Und wer sollte dazu besser geeignet sein als die Deutschen beider Staaten? Heinrich Lübke im Senegal. Erich Honecker legt in Addis Abeba den Grundstein für das erste Karl Marx-Monument Afrikas, Heinrich Lübke in Guinea, DDR-Offiziere besuchen Waffenbrüder in Sambia und Äthiopien, Heinrich Lübke in Togo, der gute alte T-34 Panzer der NVA wird nach Mo ç ambique ausgemustert, Heinrich Lübke in Liberia. Helfen, aber uneigennützig. In Somalia waren sie dann sogar beide vertreten, BRD und DDR zugleich. Mogadischu handelt man dort immer noch als Heldentat, wie ein TV-Reporter stolz berichtet.

Das alte Johnny Weissmuller-Motiv wird hier in einer Endlosschleife mit immer neuen Varianten wiederholt. Tarzan, Jane und eine ziemlich feindliche Umwelt, die etwas Zeit braucht, um zu begreifen, daß der weiße Mann eigentlich viel besser weiß, wo es langgeht. Nachdem sie diese Erkenntnis enthusiastisch mit Freudentänzen in exotischen Verkleidungen und bunten Kriegsbemalungen gefeiert haben, folgen die Neger ihrem neuen Herren murrend, aber treu.

Denn der hilft sogar, wenn es mal schlecht geht. Kaum gibt's eine Dürrekatastrophe in Somalia, und schon besinnen sich deutsche Rock- und Schlagersäger ihrer globalen Verantwortung. Juliane Werding, Wolfgang Niedecken, Ina Deter, Klaus Lage, Herbert Grönemeyer, Udo Lindenberg, Herwig Mitteregger und weiß Gott wer singen bei der "Band für Afrika" "Nackt im Wind". Das hatte man ja nun wirklich schon fast vergessen - und sinkt vor Scham noch etwas tiefer in den Fernsehsessel.

Doch da kommt auch schon die Wiedervereinigung. Jetzt aber richtig: Helfen! Tropentaugliche Uniformen für die Bundeswehr, endlich wieder deutsche Verkehrsschilder für die Einheimischen, ein Besuch des Verteidigungsministers in Belet Huen und echte Abenteuer auch für den einfachen Rekruten.
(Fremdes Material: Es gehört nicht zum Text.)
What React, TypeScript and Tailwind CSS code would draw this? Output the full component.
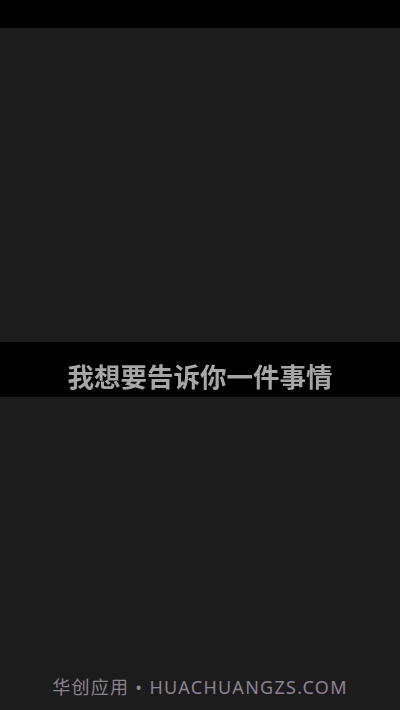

Richtige Weihnachtsbäume gibt es hier inzwischen sogar auch.

"Befreien Sie Afrika!" ist die erste Folge einer dreiteiligen Reihe im Kleinen Fernsehspiel des ZDF. Sendetermin: 1. Februar, 23.55 Uhr. Es folgen "Rostov - Luanda" von Abderrahme Sissako (8. Februar, 00.05 Uhr) und "Die Macht der Wörter" von Jean-Marie Teo (22. Februar, 00.15 Uhr).